In the course of its lifetime Infocom released 35 IF games. Activision released the two previously mentioned Lost Treasures of Infocom collections, the first containing 20 games, and the second containing 11 games on the floppy version and 14 games on the CD version, representing all games except for Leather Goddesses of Phobos, which was available via coupon to help alleviate confusion with the graphic sequel, Leather Goddesses of Phobos II. They followed this up in 1994 with five themed collections, each of which had 4-6 titles, plus Planetfall (which was gearing up for a now-cancelled sequel) and one of the five Zork titles (the original trilogy also had two sequels, Beyond Zork and Zork Zero). These collections contained 31 games, excluding LGoP again, as well as the more graphical IF titles Infocom did, Shogun, Arthur, and Journey – games Infocom did towards the end of their run which have since given users many headaches through their usage of DOS EGA graphics and who are incompatible with Z-machine interpreters (though Zork Zero uses this engine as well). Finally, Activision released a compilation CD in 1996 called The Masterpieces of Infocom, containing 33 of the 35 IF games Infocom released. (by this point Shogun and Hitchhiker’s Guide‘s rights had expired). It is available sporadically from their store, and if you have a software store near you with slightly older stock this is your best bet on finding the games.

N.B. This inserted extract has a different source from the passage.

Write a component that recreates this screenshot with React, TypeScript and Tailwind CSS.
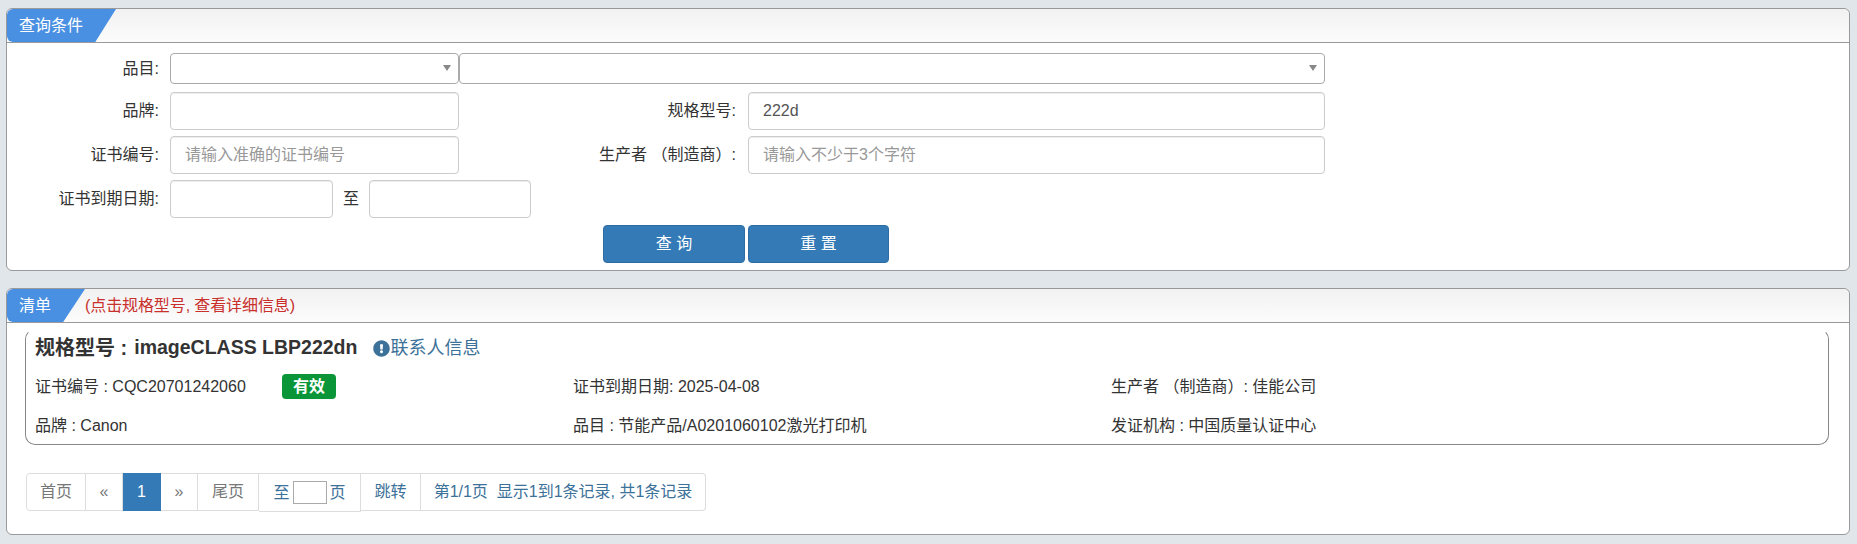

So, if you’re an anal retentive completionist like me, that’s 33 games available on the Masterpieces CD, which excludes Shogun, which can be downloaded here, The Hitchhiker’s Guide to the Galaxy, which can be played here (as well as on the Sci-Fi Collection), and their non-IF games, which can be found (along with some of their IF ones) here, along with Quarterstaff, the one game by Infocom (instead of just under the Infocom label) that never made it to the PC (it was a Macintosh only title).
But if you’ll excuse me, I’m off to go read the Inform Designer’s Manual, 4th Edition and learn just enough Inform to be dangerous.